Pick out every line holding the string "components" and copy it.

- SOURCE DATA
^^^^^^^^

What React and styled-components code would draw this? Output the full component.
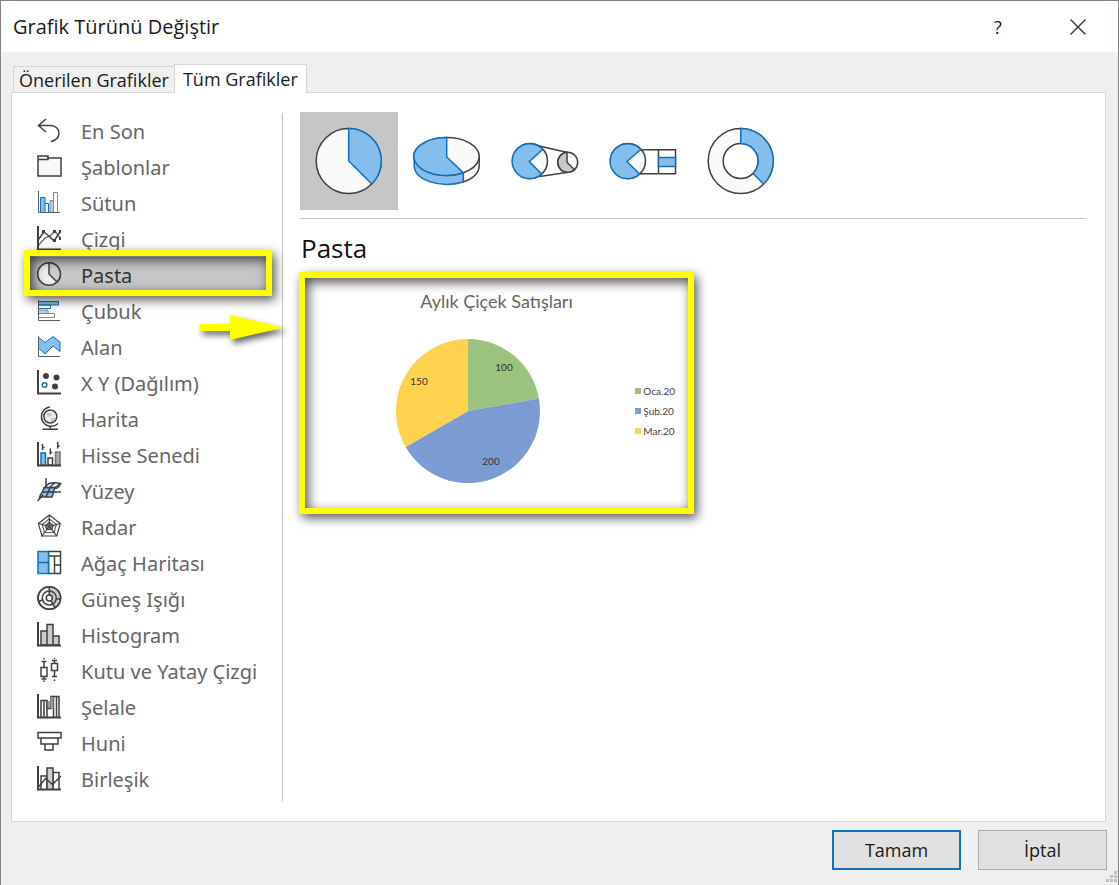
import { useState } from 'react';
import styled, { createGlobalStyle } from 'styled-components';

const GlobalStyle = createGlobalStyle`
  * {
    box-sizing: border-box;
  }

  body {
    margin: 0;
    font-family: 'Open Sans', 'Noto Sans', sans-serif;
    font-size: 18px;
    color: #1a1a1a;
  }

  button {
    font: inherit;
    color: inherit;
    padding: 0;
    border: 0;
    background: none;
  }
`;

const Dialog = styled.div`
  display: flex;
  flex-direction: column;
  min-height: 100vh;
  border: 1px solid #7c8484;
  background: #efefef;
`;

const TitleBar = styled.header`
  display: flex;
  align-items: center;
  height: 51px;
  padding-left: 12px;
  background: #fff;
`;

const Title = styled.h1`
  flex: 1;
  margin: 0;
  font-size: 20px;
  font-weight: 400;
`;

const TitleButton = styled.button`
  display: grid;
  place-items: center;
  width: 80px;
  height: 51px;
`;

const Content = styled.main`
  flex: 1;
  display: flex;
  flex-direction: column;
  padding: 12px 12px 0 10px;
`;

const TabBar = styled.div`
  display: flex;
  align-items: flex-end;
  padding-left: 2px;
`;

const Tab = styled.button`
  height: ${(props) => (props.$active ? 29 : 26)}px;
  padding: 0 ${(props) => (props.$active ? 8 : 5)}px;
  border: 1px solid #d6d6d6;
  border-right-width: ${(props) => (props.$active ? 1 : 0)}px;
  border-bottom: 0;
  background: ${(props) => (props.$active ? '#fff' : '#f0f0f0')};
  line-height: 26px;
  margin-bottom: ${(props) => (props.$active ? -1 : 0)}px;
  z-index: 1;
`;

const Panel = styled.div`
  flex: 1;
  display: flex;
  padding: 19px 19px 20px 12px;
  border: 1px solid #d6d6d6;
  background: #fff;
`;

const Sidebar = styled.nav`
  position: relative;
  width: 259px;
  flex-shrink: 0;
  margin-top: 1px;
  padding: 0 16px 4px 6px;
  border-right: 1px solid #c4c4c4;
`;

const CategoryList = styled.ul`
  margin: 0;
  padding: 0;
  list-style: none;
`;

const highlight = `
  content: '';
  position: absolute;
  border: 6px solid #ff0;
  pointer-events: none;
  box-shadow:
    3px 4px 10px rgba(0, 0, 0, 0.65),
    inset 3px 4px 12px rgba(0, 0, 0, 0.7);
`;

const CategoryButton = styled.button`
  position: relative;
  display: flex;
  align-items: center;
  gap: 19px;
  width: 100%;
  height: 36px;
  padding-left: 6px;
  font-family: 'Noto Sans', 'Open Sans', sans-serif;
  font-size: 20px;
  color: #666;
  text-align: left;
  white-space: nowrap;

  &[aria-current='true'] {
    color: #333;
    background: #c6c6c6;
    z-index: 1;
  }

  &[aria-current='true']::after {
    ${highlight}
    inset: -7px -6px -3px;
  }
`;

const Icon = styled.svg`
  width: 26px;
  height: 26px;
  flex-shrink: 0;
  fill: none;
  stroke: #404040;
  stroke-width: 1.5;
`;

const Pointer = styled.svg`
  position: absolute;
  top: 201px;
  left: 175px;
  width: 86px;
  height: 27px;
  fill: #ff0;
  filter: drop-shadow(3px 4px 3px rgba(0, 0, 0, 0.6));
`;

const Detail = styled.section`
  flex: 1;
  min-width: 0;
  padding-left: 17px;
`;

const Subtypes = styled.div`
  display: flex;
  padding-bottom: 8px;
  border-bottom: 1px solid #c4c4c4;
`;

const SubtypeButton = styled.button`
  width: 98px;
  height: 98px;
  background: ${(props) => (props.$active ? '#c6c6c6' : 'transparent')};

  svg {
    display: block;
    fill: none;
    stroke: #404040;
    stroke-width: 1.5;
  }
`;

const Heading = styled.h2`
  margin: 12px 0 6px 1px;
  font-size: 26px;
  font-weight: 400;
  line-height: 35px;
  color: #111;
`;

const Preview = styled.figure`
  position: relative;
  display: flex;
  flex-direction: column;
  width: 395px;
  height: 242px;
  margin: 0 0 0 -1px;
  padding: 18px 19px 30px 97px;
  font-family: Lato, 'Open Sans', sans-serif;
  font-size: 10px;
  color: #404040;

  &::after {
    ${highlight}
    inset: 0;
  }
`;

const PreviewTitle = styled.figcaption`
  margin: 0 0 27px -78px;
  font-size: 18px;
  line-height: 22px;
  text-align: center;
  color: #666;
`;

const PreviewBody = styled.div`
  display: flex;
  align-items: center;
  justify-content: space-between;
`;

const PieLabel = styled.text`
  fill: #333;
  text-anchor: middle;
  dominant-baseline: central;
`;

const Legend = styled.ul`
  margin: 0;
  padding: 0;
  list-style: none;
`;

const LegendItem = styled.li`
  display: flex;
  align-items: center;
  gap: 2px;
  line-height: 20px;

  &::before {
    content: '';
    width: 6px;
    height: 6px;
    background: ${(props) => props.$color};
  }
`;

const Footer = styled.footer`
  display: flex;
  justify-content: flex-end;
  align-items: flex-start;
  gap: 17px;
  height: 63px;
  padding: 8px 11px 0;
`;

const FooterButton = styled.button`
  width: 129px;
  height: 40px;
  border: ${(props) => (props.$primary ? '2px solid #0f72bd' : '1px solid #adadad')};
  background: #e1e1e1;
`;

const Grip = styled.svg`
  position: absolute;
  right: 2px;
  bottom: 2px;
  fill: #bfbfbf;
`;

const blue = { fill: '#83beec', stroke: '#1370b8' };

const categories = [
  {
    name: 'En Son',
    icon: <path d="M10 1 2.5 7.5 10 14M2.500 7.500H15a8 8 0 0 1 8 8q0 6-8 8" />,
  },
  {
    name: 'Şablonlar',
    icon: (
      <>
        <path d="M2 2h10v2h13v18H2z" fill="#f8f8f8" />
        <path d="M2 5.5h10V3" />
      </>
    ),
  },
  {
    name: 'Sütun',
    icon: (
      <g strokeWidth="1">
        <path d="M4.5 22V7.500H9V22" {...blue} />
        <path d="M9 13.5h3.500V22" stroke="#1370b8" />
        <path d="M14 22V10.500h3.500V22" fill="#c8c8c8" stroke="#888" />
        <path d="M17.5 22V2.500h4V22" stroke="#888" />
        <path d="M2.5 1v21.500H24" stroke="#4f6070" />
      </g>
    ),
  },
  {
    name: 'Çizgi',
    icon: (
      <>
        <path d="m2 20 7-8 5-2 5-5 5 7" stroke="#777" />
        <path d="m2 14 6-8 5 4 5 5 6-9" />
        <path d="M2 0v23.500h23" strokeWidth="2" />
        <path d="M6 4h3v3H6zM17 13h3v3h-3zM23 4h2v3h-2zM17 4h3v3h-3zM23 11h2v3h-2z" fill="#404040" stroke="none" />
      </>
    ),
  },
  {
    name: 'Pasta',
    icon: (
      <>
        <circle cx="13" cy="12" r="11.3" fill="#eee" />
        <path d="M13 .7V12l8 8A11.300 11.300 0 0 0 13 .7z" fill="#ccc" />
      </>
    ),
  },
  {
    name: 'Çubuk',
    icon: (
      <g strokeWidth="1">
        <path d="M2.5 3.500h20V7h-20z" {...blue} />
        <path d="M2.5 7h12v3.500h-12z" stroke="#1370b8" />
        <path d="M2.5 12H12v3.500H2.500z" fill="#ccc" stroke="#888" />
        <path d="M2.5 15.500h16v4h-16z" stroke="#888" />
        <path d="M2.5 2v20.500H24" stroke="#4f6070" />
      </g>
    ),
  },
  {
    name: 'Alan',
    icon: (
      <g strokeWidth="1">
        <path d="m2.5 3.500 6.500 5 8-6 7 5.500v9.500L17 12l-8 8-6.500-6z" {...blue} />
        <path d="M2.5 2v20.500H24" stroke="#4f6070" />
      </g>
    ),
  },
  {
    name: 'X Y (Dağılım)',
    icon: (
      <>
        <path d="M2 0v23.500h23" strokeWidth="2" />
        <g fill="#404040" stroke="none">
          <circle cx="10" cy="6" r="3" />
          <circle cx="20.5" cy="7.5" r="3" />
          <circle cx="19" cy="16.5" r="3" />
        </g>
        <circle cx="8.5" cy="15" r="2.3" stroke="#1370b8" />
      </>
    ),
  },
  {
    name: 'Harita',
    icon: (
      <>
        <circle cx="14.3" cy="10.5" r="6.5" fill="#eee" />
        <path d="m10 8 4-2 2 3-3 2zM15 13l4-2-1 4-3 1z" fill="#c4c4c4" stroke="none" />
        <path d="M14 1a9.700 9.700 0 1 0 8 16.500M14.300 20v3M6.500 23.300H22" />
      </>
    ),
  },
  {
    name: 'Hisse Senedi',
    icon: (
      <>
        <path d="M5 23V11h4.500v12z" {...blue} />
        <path d="M12 23v-7h4.500v7z" />
        <path d="M19.5 23V10H24v13z" fill="#aaa" stroke="#777" />
        <path d="M6.5 2v6M6.500 5.500h2M14.300 6.500v6M14.300 10.500h2M21.700 0v6.500M21.700 4h2" />
        <path d="M2 0v23.500h23" strokeWidth="2" />
      </>
    ),
  },
  {
    name: 'Yüzey',
    icon: (
      <>
        <path d="M8.5 9.500H19l-3 9.500H3.500z" {...blue} stroke="#404040" />
        <path d="m8.5 9.500 4.500-4q5-1.500 11.500 0L19 9.500z" fill="#f4f4f4" />
        <path d="M10 0v9.500M14 9.500 10 19M6 14h19M7 17l-5.500 6M14 9l4.500-4M19 9.500q1 2 4-1l1.500-3" />
      </>
    ),
  },
  {
    name: 'Radar',
    icon: (
      <g strokeWidth="1.2">
        <path d="m13.3 1 11 8.500L20.700 22H6L2.300 9.500z" />
        <path d="m13.3 5 7 5.500-2.300 8H8.500l-2.300-8z" stroke="#666" />
        <path d="m13.3 8.500 4 3-1.500 4h-5l-1.500-4z" fill="#999" />
        <path d="M13.3 1v11.500m11-3-11 3 7.500 9.500m-7.500-9.500L5.500 22.500m7.800-10-11-3" />
      </g>
    ),
  },
  {
    name: 'Ağaç Haritası',
    icon: (
      <>
        <path d="M12.5 1.500h12v22h-12zM12.500 6h12M18.500 6v17.500M18.500 15h6" fill="#fff" />
        <path d="M2 1.500h10.500v22H2zM2 12.500h10.500" {...blue} />
      </>
    ),
  },
  {
    name: 'Güneş Işığı',
    icon: (
      <>
        <circle cx="13.3" cy="12" r="11.3" fill="#f4f4f4" />
        <path d="M13.3.7a11.300 11.300 0 0 1 6 20.800L13.300 12z" fill="#c8c8c8" stroke="none" />
        <circle cx="13.3" cy="12" r="11.3" />
        <circle cx="13.3" cy="12" r="7" />
        <circle cx="13.3" cy="12" r="3" fill="#fff" />
        <path d="M13.3.7V9M15 15l4 6.500M2.500 15.500l4-1.500M20 13h4.500" />
      </>
    ),
  },
  {
    name: 'Histogram',
    icon: (
      <>
        <path d="M5 23V9h6v14zM17 23v-9h6v9zM11 23V2.500h6V23z" fill="#ccc" />
        <path d="M2 0v23.500h23" strokeWidth="2" />
      </>
    ),
  },
  {
    name: 'Kutu ve Yatay Çizgi',
    icon: (
      <path d="M5 9.500h6v9H5zM8 9.500v-6M5.500 3.500h5M8 18.500V21M5.500 21h5M8 0v1.500M8 22.500V24M15.500 5.500h6v7h-6zM18.500 5.500v-3M16 2.500h5M18.500 12.500v6M16 18.500h5M18.500 21.500V23M18.500 0v1" />
    ),
  },
  {
    name: 'Şelale',
    icon: (
      <>
        <path d="M5 23V6.500h6V23M8 6.500V23M17.500 23V2.500H23V23M20.500 2.500V23" />
        <path d="M11 6.500v8h4v-12h2.500" />
        <path d="M11.5 7h3v7h-3zM15 3h2.500v11H15z" fill="#999" stroke="none" />
        <path d="M2 0v23.500h23" strokeWidth="2" />
      </>
    ),
  },
  {
    name: 'Huni',
    icon: <path d="M2 2.500h23V8H2zM5 8h17v6H5zM9 14h8v6H9z" />,
  },
  {
    name: 'Birleşik',
    icon: (
      <>
        <path d="M5 23V10h6v13M17 23V6.500h6V23" />
        <path d="M11 23V2h6v21" fill="#ccc" />
        <path d="m2.5 21 7-8.500 7 6 8.500-8.500" />
        <path d="M2 0v23.500h23" strokeWidth="2" />
      </>
    ),
  },
];

const subtypes = [
  {
    name: 'Pasta',
    icon: (
      <>
        <circle cx="48.7" cy="49" r="32.5" fill="#fafafa" />
        <path d="M48.7 16.500V49L71.700 72A32.500 32.500 0 0 0 48.700 16.500z" {...blue} />
      </>
    ),
  },
  {
    name: '3-B Pasta',
    icon: (
      <>
        <path d="M65.3 60.700v9.300C75 66.500 81.200 60.500 81.200 53.500v-9z" fill="#fafafa" />
        <path d="M16.2 44.500v9c0 14 25 23.500 49.100 16.500v-9.300z" {...blue} />
        <ellipse cx="48.7" cy="44.5" rx="32.5" ry="19" fill="#fafafa" />
        <path d="M48.7 25.500V45l16.600 15.700A32.500 19 0 1 1 48.700 25.500z" {...blue} />
      </>
    ),
  },
  {
    name: 'Pasta Grafiğin Pastası',
    icon: (
      <>
        <circle cx="34" cy="49" r="17.5" fill="#fafafa" />
        <path d="m41 33.500 30.500 7M43.500 64.500 74 60" />
        <path d="M46.7 37.500A17.500 17.500 0 1 0 45.500 62L33.300 49.500z" {...blue} />
        <circle cx="71.7" cy="50.3" r="10" fill="#fafafa" />
        <path d="M71 40.300v10l7.500 7.500A10 10 0 1 1 71 40.300z" fill="#c8c8c8" />
      </>
    ),
  },
  {
    name: 'Pasta Grafiğin Çubuğu',
    icon: (
      <>
        <circle cx="34" cy="49" r="17.5" fill="#fafafa" />
        <path d="M46 37.700h35.500v24H45.500M64.500 37.700v24" />
        <path d="M64.5 45.500h17v9h-17z" {...blue} />
        <path d="M46.7 37.500A17.500 17.500 0 1 0 45.500 62L33 49.500z" {...blue} />
      </>
    ),
  },
  {
    name: 'Halka',
    icon: (
      <>
        <circle cx="48.7" cy="49" r="32.5" fill="#fafafa" />
        <circle cx="48.7" cy="49" r="17.5" fill="#fff" />
        <path
          d="M48.7 16.500v15A17.500 17.500 0 0 1 61 61.500L71.700 72A32.500 32.500 0 0 0 48.700 16.500z"
          {...blue}
        />
      </>
    ),
  },
];

const sales = [
  { month: 'Oca.20', value: 100, color: '#9bc37f', x: 108, y: 28 },
  { month: 'Şub.20', value: 200, color: '#7d9bd3', x: 95, y: 122 },
  { month: 'Mar.20', value: 150, color: '#ffd24f', x: 23, y: 42 },
];

function Pie({ data, radius }) {
  const total = data.reduce((sum, item) => sum + item.value, 0);
  const point = (share) => {
    const angle = share * 2 * Math.PI;
    return `${radius + radius * Math.sin(angle)} ${radius - radius * Math.cos(angle)}`;
  };

  let sum = 0;
  const slices = data.map((item) => {
    const start = point(sum / total);
    sum += item.value;
    const end = point(sum / total);
    return { ...item, d: `M${radius} ${radius}L${start}A${radius} ${radius} 0 0 1 ${end}z` };
  });

  return (
    <svg width={radius * 2} height={radius * 2}>
      {slices.map((slice) => (
        <path key={slice.month} d={slice.d} fill={slice.color} />
      ))}
      {slices.map((slice) => (
        <PieLabel key={slice.month} x={slice.x} y={slice.y}>
          {slice.value}
        </PieLabel>
      ))}
    </svg>
  );
}

function App() {
  const [category, setCategory] = useState('Pasta');
  const [subtype, setSubtype] = useState('Pasta');

  return (
    <>
      <GlobalStyle />
      <Dialog role="dialog" aria-labelledby="dialog-title">
        <TitleBar>
          <Title id="dialog-title">Grafik Türünü Değiştir</Title>
          <TitleButton>?</TitleButton>
          <TitleButton aria-label="Kapat">
            <svg width="16" height="16" stroke="#333" strokeWidth="1.4">
              <path d="m.5.5 15 15M15.500.5l-15 15" />
            </svg>
          </TitleButton>
        </TitleBar>

        <Content>
          <TabBar role="tablist">
            <Tab role="tab" aria-selected="false">
              Önerilen Grafikler
            </Tab>
            <Tab role="tab" aria-selected="true" $active>
              Tüm Grafikler
            </Tab>
          </TabBar>

          <Panel role="tabpanel">
            <Sidebar>
              <CategoryList>
                {categories.map(({ name, icon }) => (
                  <li key={name}>
                    <CategoryButton
                      aria-current={name === category}
                      onClick={() => setCategory(name)}
                    >
                      <Icon viewBox="0 0 26 26">{icon}</Icon>
                      {name}
                    </CategoryButton>
                  </li>
                ))}
              </CategoryList>
              <Pointer viewBox="0 0 86 27">
                <path d="M3 10h28V1l54 12.500L31 26v-9H3q-3 0-3-3.500T3 10z" />
              </Pointer>
            </Sidebar>

            <Detail>
              <Subtypes>
                {subtypes.map(({ name, icon }) => (
                  <SubtypeButton
                    key={name}
                    aria-label={name}
                    aria-pressed={name === subtype}
                    $active={name === subtype}
                    onClick={() => setSubtype(name)}
                  >
                    <svg width="98" height="98">
                      {icon}
                    </svg>
                  </SubtypeButton>
                ))}
              </Subtypes>

              <Heading>{subtype}</Heading>

              <Preview>
                <PreviewTitle>Aylık Çiçek Satışları</PreviewTitle>
                <PreviewBody>
                  <Pie data={sales} radius={72} />
                  <Legend>
                    {sales.map(({ month, color }) => (
                      <LegendItem key={month} $color={color}>
                        {month}
                      </LegendItem>
                    ))}
                  </Legend>
                </PreviewBody>
              </Preview>
            </Detail>
          </Panel>
        </Content>

        <Footer>
          <FooterButton $primary>Tamam</FooterButton>
          <FooterButton>İptal</FooterButton>
        </Footer>
        <Grip width="12" height="12">
          <path d="M9 0h3v3H9zM5 4h3v3H5zM9 4h3v3H9zM1 8h3v3H1zM5 8h3v3H5zM9 8h3v3H9z" />
        </Grip>
      </Dialog>
    </>
  );
}

export default App;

^^^^^^^^

- RESPONSE BELOW
What React and styled-components code would draw this? Output the full component.
import styled, { createGlobalStyle } from 'styled-components';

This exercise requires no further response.